= David Brendan Hopes =

American author, playwright, and poet (born 1950)

David Brendan Hopes (born 1950 in Akron, Ohio) is an American author, playwright, and poet. He is a professor of literature at the University of North Carolina at Asheville.

== Works ==
He is the author of Bird Songs of the Mesozoic, Abbott's Dance, Man in Flight, Edward The King, 7 Reece Mews , A Dream of Adonis, A Sense of the Morning and A Childhood in the Milky Way.

Works in poetry include The Glacier's Daughters (U of Mass Press) which won the Juniper and the Saxifrage Prizes; The Basswood Tree (Franciscan Press) Blood Rose (Urthona Press), A Dream of Adonis (Pecan Grove) and Peniel (St. Julian Press).

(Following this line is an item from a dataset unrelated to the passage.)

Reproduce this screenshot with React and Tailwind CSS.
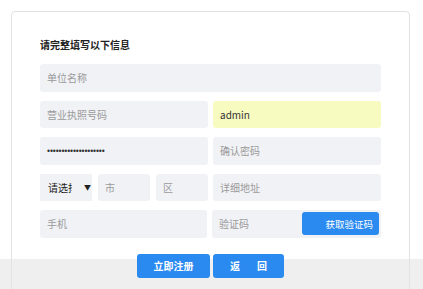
import React from "react";

const font = { fontFamily: '"Noto Sans CJK SC", "Noto Sans", sans-serif' };

function Field({ children, className = "" }) {
  return (
    <div className={`flex items-center h-[27.5px] rounded-[3px] bg-[#f1f2f6] pl-[7px] text-[10px] text-[#9a9a9a] ${className}`}>
      {children}
    </div>
  );
}

export default function App() {
  return (
    <div className="relative w-[423px] h-[289px] overflow-hidden bg-white" style={font}>
      <div className="absolute left-0 right-0 bottom-0 h-[30px] bg-[#efefef] z-0" />
      <div className="relative z-10 ml-[11px] mt-[11px] w-[399px] h-[320px] rounded-[4px] border border-[#e2e2e2] px-[28px] pt-[26px]">
        <div className="text-[10px] leading-[14px] font-bold text-[#222]">请完整填写以下信息</div>
        <div className="mt-[12px] flex flex-col gap-[9px]">
          <Field>单位名称</Field>
          <div className="flex gap-[5px]">
            <Field className="flex-1">营业执照号码</Field>
            <Field className="flex-1 !bg-[#f8fbc0] text-[#333]">admin</Field>
          </div>
          <div className="flex gap-[5px]">
            <Field className="flex-1">
              <span className="text-[#333] text-[8.5px] leading-none font-['Liberation_Sans',sans-serif] tracking-[-0.1px]">••••••••••••••••••••</span>
            </Field>
            <Field className="flex-1">确认密码</Field>
          </div>
          <div className="flex gap-[5px]">
            <div className="flex flex-1 gap-[6px]">
              <div className="flex items-center w-[52px] h-[27.5px] bg-[#f1f2f6] pl-[8px] text-[10px] text-[#222]">
                <span className="w-[24px] overflow-hidden whitespace-nowrap">请选择</span>
                <span className="ml-[12px] text-[7px]">▼</span>
              </div>
              <Field className="w-[52px]">市</Field>
              <Field className="w-[52px]">区</Field>
            </div>
            <Field className="flex-1">详细地址</Field>
          </div>
          <div className="flex gap-[5px]">
            <Field className="flex-1">手机</Field>
            <Field className="flex-1 justify-between pr-[2px]">
              <span>验证码</span>
              <span className="flex items-center justify-end pr-[6px] w-[77px] h-[23px] rounded-[3px] bg-[#2a8af0] text-white text-[9.5px]">获取验证码</span>
            </Field>
          </div>
        </div>
        <div className="mt-[16px] flex justify-center gap-[3px]">
          <div className="flex items-center justify-center w-[73px] h-[24px] rounded-[3px] bg-[#2a8af0] text-white text-[10px] font-bold">立即注册</div>
          <div className="flex items-center justify-center gap-[17px] w-[71px] h-[24px] rounded-[3px] bg-[#2a8af0] text-white text-[10px] font-bold">
            <span>返</span>
            <span>回</span>
          </div>
        </div>
      </div>
    </div>
  );
}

Milkweed Editions published two collections of nature essays, A Sense of the Morning and Bird Songs of the Mesozoic. His memoir of becoming a poet, A Childhood in the Milky Way, was published by Akron University Press. As a playwright, his works include Abbott's Dance, 7 Reece Mews, Edward the King, and The Loves of Mr Lincoln (all staged in New York). Other dramatic works, St Patrick's Well, Bronzino's Gaze, Uranium 235, Washington Place and Night Music have been staged at regional venues. Night Music won the 2016 North Carolina Playwrights Prize. His novel The Falls of the Wyona won Red Hen Press's 2017 Quill Prose Award for Queer Fiction.